→ Written instruction:
Take every line where the string "styled" appears and copy it.

═════ Recorded information ═════

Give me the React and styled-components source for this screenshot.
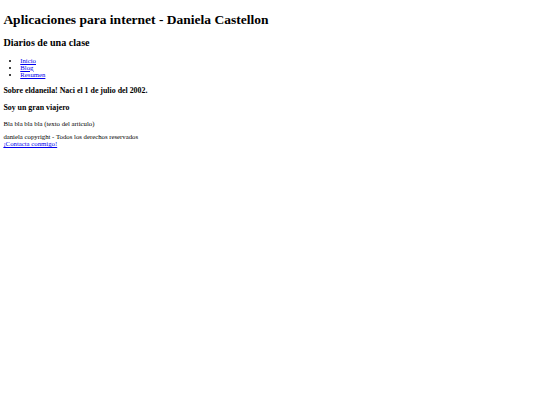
import React from "react";
import styled, { createGlobalStyle } from "styled-components";

const S = 540 / 1280;
const px = (v) => `${(v * S).toFixed(3)}px`;

const Global = createGlobalStyle`
  html, body { background: #ffffff; }
  body {
    margin: ${px(8)};
    font-family: "Liberation Serif", "Times New Roman", serif;
    font-size: ${px(16)};
    color: #000000;
  }
`;

const Title = styled.h1`
  font-size: ${px(32)};
  font-weight: bold;
  margin: ${px(32 * 0.67)} 0;
`;

const Subtitle = styled.h2`
  font-size: ${px(24)};
  font-weight: bold;
  margin: ${px(24 * 0.83)} 0;
`;

const Nav = styled.ul`
  margin: ${px(16)} 0;
  padding-left: ${px(40)};
  list-style: disc;
`;

const NavItem = styled.li``;

const Link = styled.a`
  color: #0000ee;
  text-decoration: underline;
`;

const Heading = styled.h3`
  font-size: ${px(18.72)};
  font-weight: bold;
  margin: ${px(18.72)} 0;
`;

const Text = styled.p`
  margin: ${px(16)} 0;
`;

const Footer = styled.footer`
  margin: 0;
`;

export default function App() {
  return (
    <>
      <Global />
      <header>
        <Title>Aplicaciones para internet - Daniela Castellon</Title>
        <Subtitle>Diarios de una clase</Subtitle>
        <nav>
          <Nav>
            <NavItem><Link href="#">Inicio</Link></NavItem>
            <NavItem><Link href="#">Blog</Link></NavItem>
            <NavItem><Link href="#">Resumen</Link></NavItem>
          </Nav>
        </nav>
      </header>
      <section>
        <Heading>Sobre eldaneila! Naci el 1 de julio del 2002.</Heading>
        <article>
          <Heading>Soy un gran viajero</Heading>
          <Text>Bla bla bla bla (texto del articulo)</Text>
        </article>
      </section>
      <Footer>
        <Text>
          daniela copyright - Todos los derechos reservados
          <br />
          <Link href="#">¡Contacta conmigo!</Link>
        </Text>
      </Footer>
    </>
  );
}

═════

→ Solution:
Give me the React and styled-components source for this screenshot.
import styled, { createGlobalStyle } from "styled-components";
const Title = styled.h1`
const Subtitle = styled.h2`
const Nav = styled.ul`
const NavItem = styled.li``;
const Link = styled.a`
const Heading = styled.h3`
const Text = styled.p`
const Footer = styled.footer`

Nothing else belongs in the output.